Now for a corrected approach. This rearranges the use of newlines and whitespace so that less whitespace is output (which, although harmless to shell scripts, can be visually unappealing), and fixes the quoting issues so that the capitalization occurs when the macro `gl_STRING_MODULE_INDICATOR' is invoked, rather then when it is defined.

 
changequote([,])dnl
define([gl_STRING_MODULE_INDICATOR],
  [dnl comment
  GNULIB_[]translit([$1], [a-z], [A-Z])=1dnl
])dnl
  gl_STRING_MODULE_INDICATOR([strcase])
⇒    GNULIB_STRCASE=1

The parsing of the first line is unchanged. The second line sees the name of the macro to define, then sees the discarded `NL' and two spaces, as before. But this time, the next token is `[dnl commentNL  GNULIB_[]translit([$1], [a-z], [A-Z])=1dnlNL]', which includes nested quotes, followed by `)' to end the macro definition and `dnl' to skip the newline. No early expansion of translit occurs, so the entire string becomes the definition of the macro.

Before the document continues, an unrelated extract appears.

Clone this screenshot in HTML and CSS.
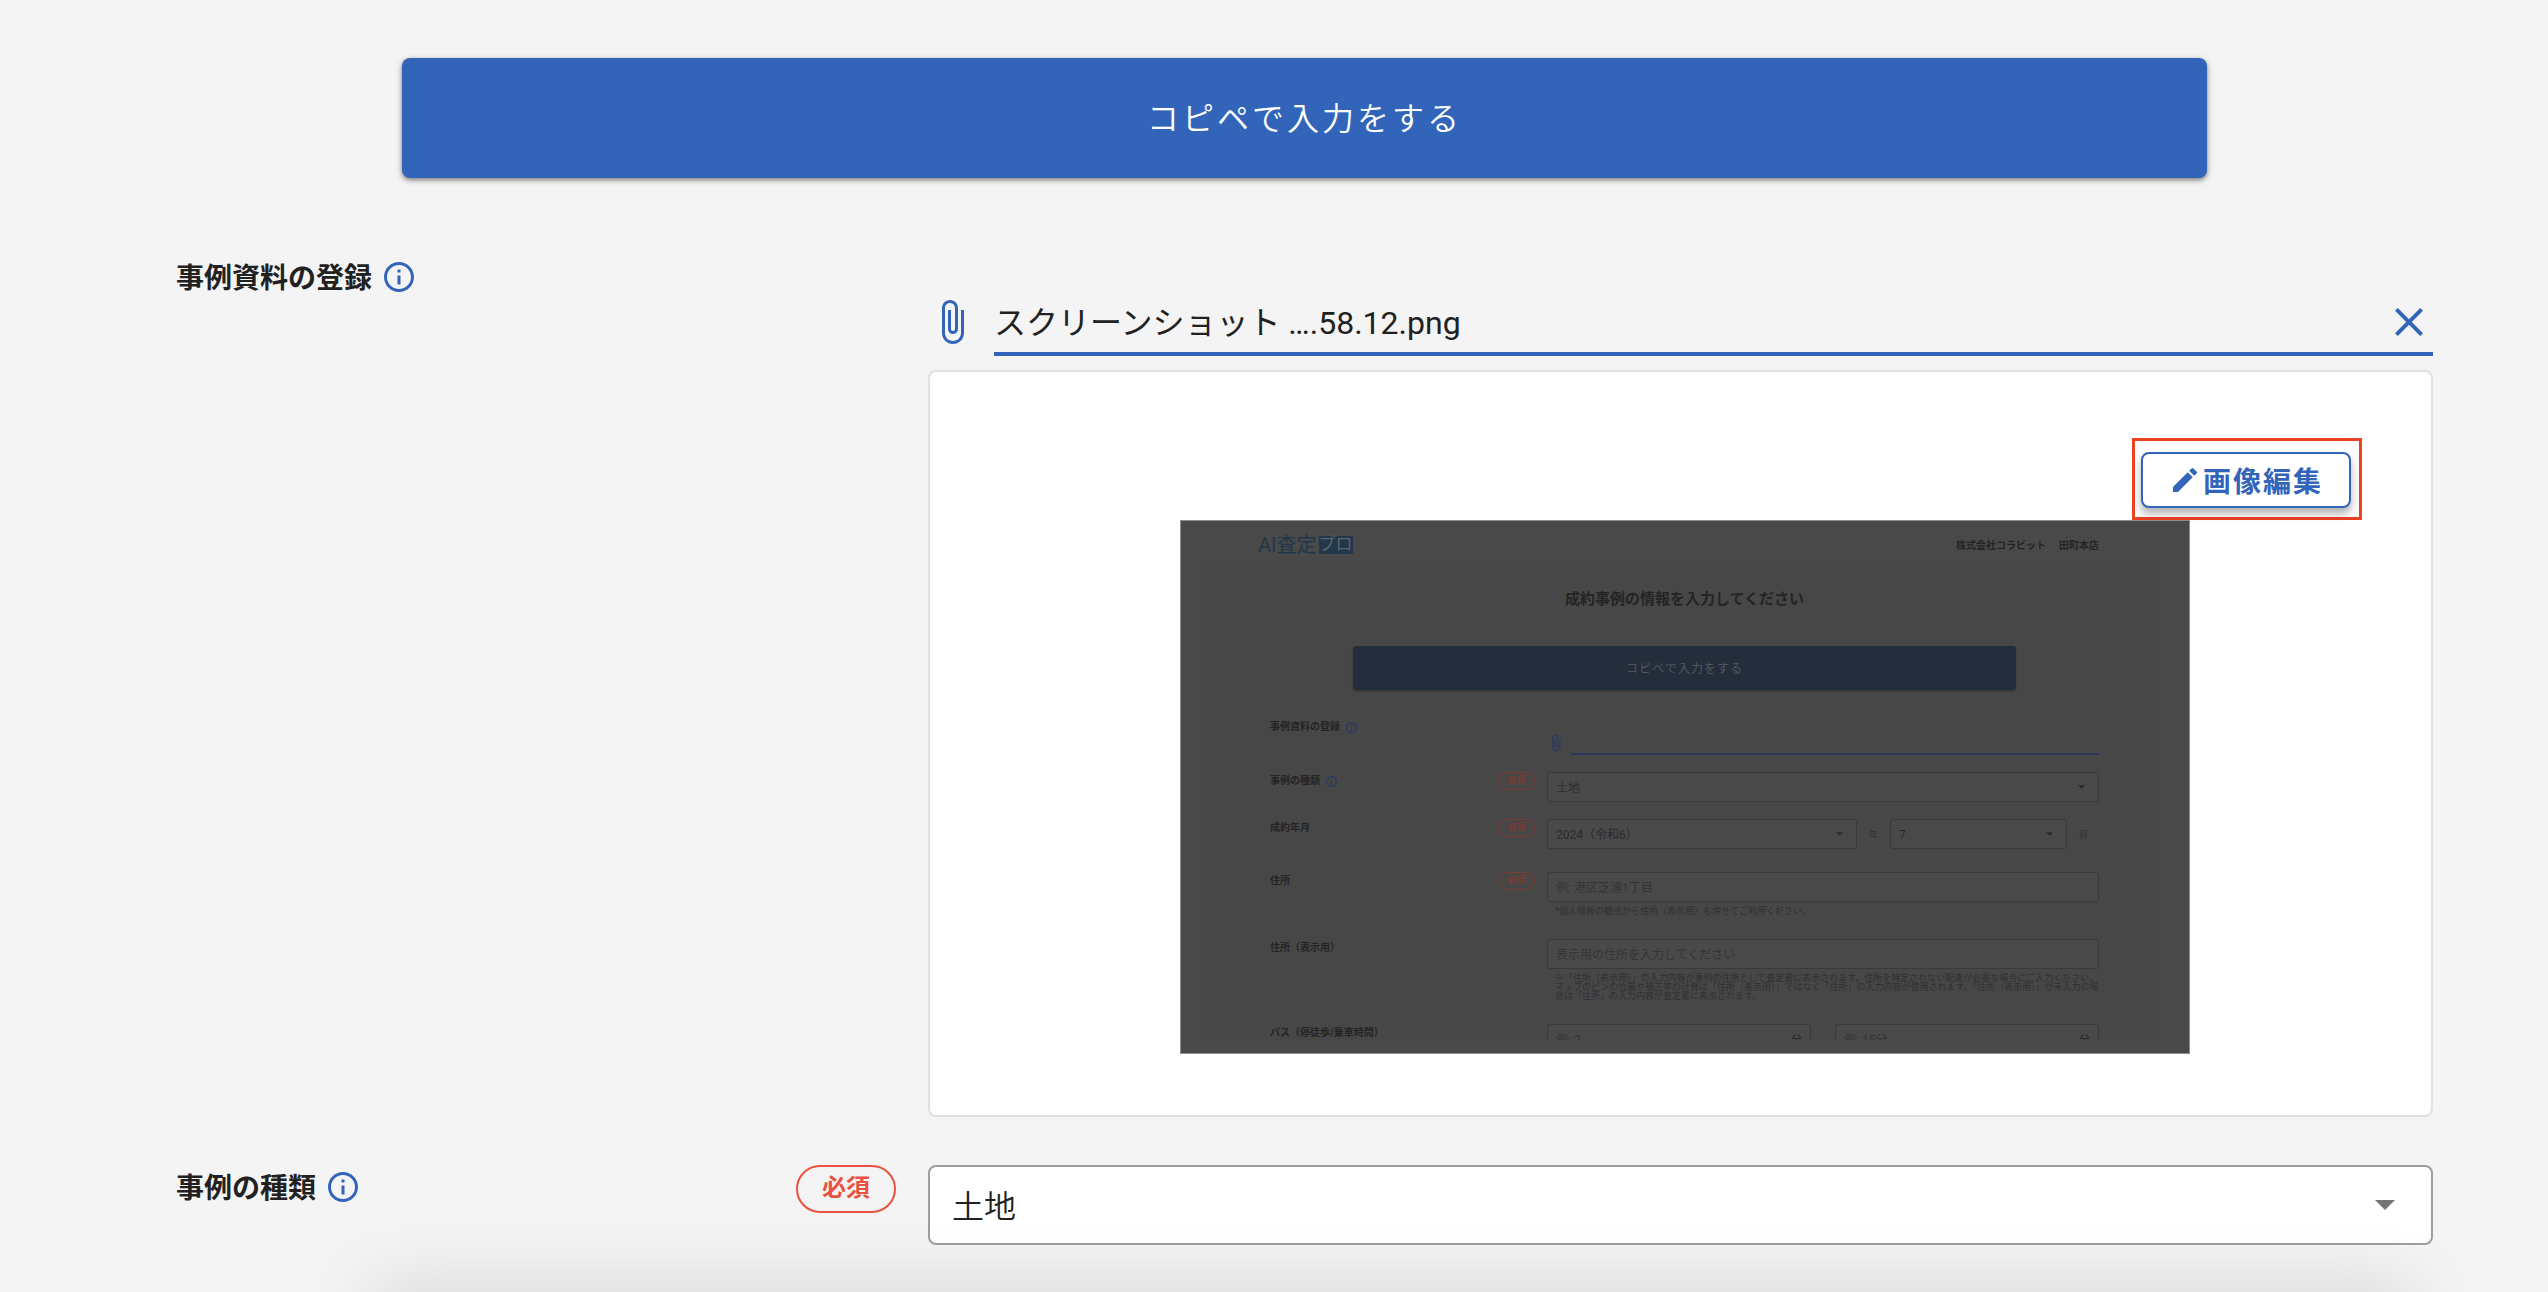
FILE: index.html
```html
<!DOCTYPE html>
<html lang="ja">
<head>
<meta charset="utf-8">
<meta name="viewport" content="width=device-width, initial-scale=1">
<title>成約事例の登録</title>
<link rel="stylesheet" href="styles.css">
</head>
<body>
<svg class="defs" aria-hidden="true">
  <symbol id="info" viewBox="0 0 24 24"><path d="M11 7h2v2h-2zm0 4h2v6h-2zm1-9C6.480 2 2 6.480 2 12s4.480 10 10 10 10-4.480 10-10S17.520 2 12 2zm0 18c-4.410 0-8-3.590-8-8s3.590-8 8-8 8 3.590 8 8-3.590 8-8 8z"/></symbol>
  <symbol id="clip" viewBox="0 0 24 24"><path d="M16.500 6v11.500c0 2.210-1.790 4-4 4s-4-1.790-4-4V5c0-1.380 1.120-2.500 2.500-2.500s2.500 1.120 2.500 2.500v10.500c0 .55-.45 1-1 1s-1-.45-1-1V6H10v9.500c0 1.380 1.120 2.500 2.500 2.500s2.500-1.120 2.500-2.500V5c0-2.210-1.790-4-4-4S7 2.790 7 5v12.500c0 3.040 2.460 5.500 5.500 5.500s5.500-2.460 5.500-5.500V6h-1.500z"/></symbol>
  <symbol id="close" viewBox="0 0 24 24"><path d="M19 6.410L17.590 5 12 10.590 6.410 5 5 6.410 10.590 12 5 17.590 6.410 19 12 13.410 17.590 19 19 17.590 13.410 12z"/></symbol>
  <symbol id="edit" viewBox="0 0 24 24"><path d="M3 17.250V21h3.750L17.810 9.940l-3.750-3.750L3 17.250zM20.710 7.040a.996.996 0 0 0 0-1.410l-2.340-2.340a.996.996 0 0 0-1.410 0l-1.830 1.830 3.750 3.750 1.830-1.830z"/></symbol>
  <symbol id="down" viewBox="0 0 20 10"><path d="M0 0h20L10 10z"/></symbol>
</svg>

<main class="page">
  <button class="paste-button" type="button">コピペで入力をする</button>

  <section class="row">
    <div class="row-head">
      <label class="row-label" for="file">事例資料の登録</label>
      <button class="icon-button" type="button" aria-label="事例資料の登録について"><svg class="info-icon"><use href="#info"/></svg></button>
    </div>
    <div class="upload">
      <div class="file">
        <svg class="clip-icon"><use href="#clip"/></svg>
        <div class="file-line">
          <input class="file-name" id="file" type="text" readonly value="スクリーンショット ….58.12.png">
          <button class="icon-button" type="button" aria-label="クリア"><svg class="close-icon"><use href="#close"/></svg></button>
        </div>
      </div>
      <div class="preview">
        <div class="highlight">
          <button class="edit-button" type="button"><svg class="edit-icon"><use href="#edit"/></svg>画像編集</button>
        </div>
        <div class="shot">
          <div class="shot-header">
            <div class="logo">AI査定<span class="logo-box">プロ</span></div>
            <div class="company"><span>株式会社コラビット</span><span>田町本店</span></div>
          </div>
          <div class="shot-body">
            <h2 class="shot-title">成約事例の情報を入力してください</h2>
            <button class="shot-paste" type="button">コピペで入力をする</button>
            <div class="shot-row shot-file-row">
              <div class="shot-head"><span class="shot-label">事例資料の登録</span><svg class="shot-info"><use href="#info"/></svg></div>
              <div class="shot-file"><svg class="shot-clip"><use href="#clip"/></svg><span class="shot-line"></span></div>
            </div>
            <div class="shot-row">
              <div class="shot-head"><label class="shot-label" for="s-kind">事例の種類</label><svg class="shot-info"><use href="#info"/></svg><span class="shot-badge">必須</span></div>
              <div class="shot-select"><select class="shot-control faint" id="s-kind"><option>土地</option></select><svg class="shot-arrow"><use href="#down"/></svg></div>
            </div>
            <div class="shot-row">
              <div class="shot-head"><label class="shot-label" for="s-year">成約年月</label><span class="shot-badge">必須</span></div>
              <div class="shot-date">
                <div class="shot-select"><select class="shot-control" id="s-year"><option>2024（令和6）</option></select><svg class="shot-arrow"><use href="#down"/></svg></div>
                <span class="shot-unit">年</span>
                <div class="shot-select"><select class="shot-control" aria-label="月"><option>7</option></select><svg class="shot-arrow"><use href="#down"/></svg></div>
                <span class="shot-unit">月</span>
              </div>
            </div>
            <div class="shot-row spaced">
              <div class="shot-head"><label class="shot-label" for="s-addr">住所</label><span class="shot-badge">必須</span></div>
              <div>
                <input class="shot-control" id="s-addr" type="text" placeholder="例: 港区芝浦1丁目">
                <p class="shot-note">*個人情報の観点から住所（表示用）も併せてご利用ください。</p>
              </div>
            </div>
            <div class="shot-row spaced">
              <div class="shot-head"><label class="shot-label" for="s-disp">住所（表示用）</label></div>
              <div>
                <input class="shot-control" id="s-disp" type="text" placeholder="表示用の住所を入力してください">
                <p class="shot-note">※「住所（表示用）」の入力内容が事例の住所として査定書に表示されます。住所を特定されない配慮が必要な場合にご入力ください。<br>マップのピンの位置や補正率の計算は「住所（表示用）」ではなく「住所」の入力内容が使用されます。「住所（表示用）」が未入力の場<br>合は「住所」の入力内容が査定書に表示されます。</p>
              </div>
            </div>
            <div class="shot-row spaced">
              <div class="shot-head"><label class="shot-label" for="s-bus">バス（停徒歩/乗車時間）</label></div>
              <div class="shot-bus">
                <div class="shot-select"><input class="shot-control" id="s-bus" type="text" placeholder="例: 2"><span class="shot-suffix">分</span></div>
                <div class="shot-select"><input class="shot-control" type="text" aria-label="乗車時間" placeholder="例: 15分"><span class="shot-suffix">分</span></div>
              </div>
            </div>
          </div>
        </div>
      </div>
    </div>
  </section>

  <section class="row">
    <div class="row-head">
      <label class="row-label" for="kind">事例の種類</label>
      <button class="icon-button" type="button" aria-label="事例の種類について"><svg class="info-icon"><use href="#info"/></svg></button>
      <span class="badge">必須</span>
    </div>
    <div class="select">
      <select class="select-control" id="kind"><option>土地</option></select>
      <svg class="select-arrow"><use href="#down"/></svg>
    </div>
  </section>
</main>
<div class="bottom-shadow"></div>
</body>
</html>
```
FILE: styles.css
```css
* { box-sizing: border-box; }

:root {
  --blue: #3265ba;
  --red: #e8523f;
}

html { background: #f4f4f4; }

body {
  margin: 0;
  color: #212121;
  font-family: Roboto, "Noto Sans CJK JP", sans-serif;
  font-size: 28px;
}

button, input, select { font-family: inherit; margin: 0; }

svg { display: block; flex: none; fill: currentColor; }

.defs { position: absolute; width: 0; height: 0; }

.page {
  display: flex;
  flex-direction: column;
  padding: 58px 115px 47px 176px;
}

.paste-button {
  align-self: center;
  width: 80%;
  height: 120px;
  margin-bottom: 77px;
  padding: 0 0 4px;
  border: 0;
  border-radius: 8px;
  background: var(--blue);
  box-shadow: 0 2px 4px rgba(0, 0, 0, .4), 0 2px 10px rgba(0, 0, 0, .14);
  color: #fff;
  font-size: 32px;
  font-weight: 350;
  letter-spacing: 3px;
}

.row {
  display: grid;
  grid-template-columns: 720fr 1505fr;
  column-gap: 32px;
  align-items: start;
}

.row + .row { margin-top: 48px; }

.row-head { display: flex; align-items: flex-start; }

.row-label {
  padding-top: 6px;
  margin-right: 9px;
  line-height: 36px;
  font-weight: 700;
}

.icon-button {
  padding: 0;
  border: 0;
  background: none;
  color: var(--blue);
}

.info-icon { width: 36px; height: 36px; margin-top: 4px; }

.badge {
  width: 100px;
  height: 48px;
  margin-left: auto;
  border: 2px solid var(--red);
  border-radius: 24px;
  color: var(--red);
  font-size: 24px;
  font-weight: 700;
  line-height: 43px;
  text-align: center;
}

.upload { min-width: 0; padding-top: 43px; }

.file { display: flex; gap: 18px; }

.clip-icon { width: 48px; height: 48px; color: var(--blue); }

.file-line {
  display: flex;
  flex: 1;
  height: 58px;
  border-bottom: 4px solid var(--blue);
}

.file-name {
  flex: 1;
  min-width: 0;
  height: 48px;
  padding: 0 0 5px;
  border: 0;
  outline: 0;
  background: none;
  color: inherit;
  font-size: 32px;
}

.close-icon { width: 48px; height: 48px; }
.file-line .icon-button { height: 48px; }

.preview {
  display: flex;
  flex-direction: column;
  align-items: center;
  margin-top: 14px;
  padding: 66px 69px 61px 78px;
  border: 2px solid #e0e0e0;
  border-radius: 8px;
  background: #fff;
}

.highlight {
  align-self: flex-end;
  padding: 11px 8px 9px 6px;
  border: 3px solid #ee4023;
}

.edit-button {
  display: flex;
  align-items: center;
  height: 56px;
  padding: 0 26px;
  border: 2px solid var(--blue);
  border-radius: 8px;
  background: #fff;
  box-shadow: 0 6px 8px rgba(0, 0, 0, .3);
  color: var(--blue);
  font-size: 28px;
  font-weight: 700;
  letter-spacing: 2px;
}

.edit-icon { width: 32px; height: 32px; margin-right: 2px; }

.select { display: grid; align-items: center; }
.select > * { grid-area: 1 / 1; }

.select-control {
  width: 100%;
  height: 80px;
  padding: 3px 22px 0;
  border: 2px solid #9e9e9e;
  border-radius: 8px;
  appearance: none;
  background: #fff;
  color: inherit;
  font-size: 32px;
  font-weight: 350;
}

.select-arrow {
  justify-self: end;
  width: 20px;
  height: 10px;
  margin-right: 38px;
  color: #757575;
  pointer-events: none;
}

.bottom-shadow {
  position: fixed;
  right: 140px;
  bottom: -28px;
  left: 376px;
  height: 20px;
  box-shadow: 0 0 72px 6px rgba(0, 0, 0, .2);
}

/* Darkened thumbnail of the uploaded image */
.shot {
  width: 100%;
  max-width: 1010px;
  padding: 5px 29px 13px 19px;
  border: 1px solid #8e8e8e;
  background: #494949;
  color: #242424;
  font-size: 10px;
}

.shot-header {
  display: flex;
  align-items: center;
  justify-content: space-between;
  height: 36px;
  padding: 0 61px 0 58px;
  border-top: 1px solid #424242;
}

.logo {
  display: flex;
  align-items: center;
  gap: 2px;
  color: #21384c;
  font-size: 20px;
  line-height: 18px;
}

.logo-box {
  width: 34px;
  height: 18px;
  background: #22374a;
  color: #5a656c;
  font-size: 17px;
  line-height: 17px;
}

.company { display: flex; gap: 13px; font-weight: 700; }

.shot-body {
  height: 478px;
  padding: 27px 61px 0 70px;
  overflow: hidden;
  background: #474747;
}

.shot-title {
  margin: 0 0 37px;
  font-size: 15px;
  font-weight: 700;
  line-height: 20px;
  text-align: center;
}

.shot-paste {
  display: block;
  width: 80%;
  height: 44px;
  margin: 0 auto 28px;
  padding: 0 0 1px;
  border: 0;
  border-radius: 3px;
  background: #242d3c;
  box-shadow: 0 1px 2px rgba(0, 0, 0, .3);
  color: #565b63;
  font-size: 12px;
  font-weight: 350;
  letter-spacing: 1px;
}

.shot-row {
  display: grid;
  grid-template-columns: 265fr 552fr;
  column-gap: 12px;
  align-items: start;
  margin-top: 17px;
}

.shot-row.spaced { margin-top: 23px; }

.shot-head { display: flex; align-items: center; height: 18px; }
.shot-label { font-weight: 700; line-height: 16px; white-space: nowrap; }
.shot-info { width: 13px; height: 13px; margin-left: 5px; color: #253a66; }

.shot-badge {
  width: 37px;
  height: 18px;
  margin-left: auto;
  border: 1px solid #7c3a32;
  border-radius: 9px;
  color: #7c3a32;
  font-size: 9px;
  font-weight: 700;
  line-height: 15px;
  text-align: center;
}

.shot-file-row { height: 37px; }
.shot-file { display: flex; height: 37px; align-items: flex-end; }
.shot-clip { width: 18px; height: 18px; margin-bottom: 3px; color: #253a66; }
.shot-line { flex: 1; margin-left: 6px; border-bottom: 2px solid #2b3a58; }

.shot-select { display: grid; align-items: center; flex: 1; min-width: 0; }
.shot-select > * { grid-area: 1 / 1; }

.shot-control {
  display: block;
  width: 100%;
  height: 30px;
  padding: 1px 8px 0;
  border: 1px solid #3a3a3a;
  border-radius: 3px;
  appearance: none;
  background: #494949;
  color: #2a2a2a;
  font-size: 12px;
}

.shot-control::placeholder { color: #353535; }
.shot-control.faint { color: #303030; }

.shot-arrow {
  justify-self: end;
  width: 7px;
  height: 4px;
  margin-right: 14px;
  color: #2a2a2a;
}

.shot-date {
  display: grid;
  grid-template-columns: 310fr 9px 177fr 9px;
  column-gap: 12px;
  align-items: center;
  padding-right: 11px;
}

.shot-unit { color: #333; font-size: 9px; }

.shot-note {
  margin: 5px 0 0 8px;
  color: #313131;
  font-size: 9px;
  line-height: 9px;
  white-space: nowrap;
}

.shot-bus { display: flex; gap: 24px; }
.shot-suffix { justify-self: end; margin-right: 9px; font-size: 11px; }
```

The final line is then parsed, beginning with two spaces that are output literally, and an invocation of gl_STRING_MODULE_INDICATOR with the argument `strcase'. Again, the `$1' in the macro definition is substituted prior to rescanning. Rescanning first encounters `dnl', and discards ` commentNL'. Then two spaces are output literally. Next comes the token `GNULIB_', but that is not a macro, so it is output literally. The token `[]' is an empty string, so it does not affect output. Then the token `translit' is encountered.

This time, the arguments to translit are parsed as `(', `[strcase]', `,', ` ', `[a-z]', `,', ` ', `[A-Z]', and `)'. The two spaces are discarded, and the translit results in the desired result `STRCASE'. This is rescanned, but since it is not a macro name, it is output literally. Then the scanner sees `=' and `1', which are output literally, followed by `dnl' which discards the rest of the definition of gl_STRING_MODULE_INDICATOR. The newline at the end of output is the literal `NL' that appeared after the invocation of the macro.

The order in which m4 expands the macros can be further explored using the trace facilities of GNU m4 (see section Tracing macro calls).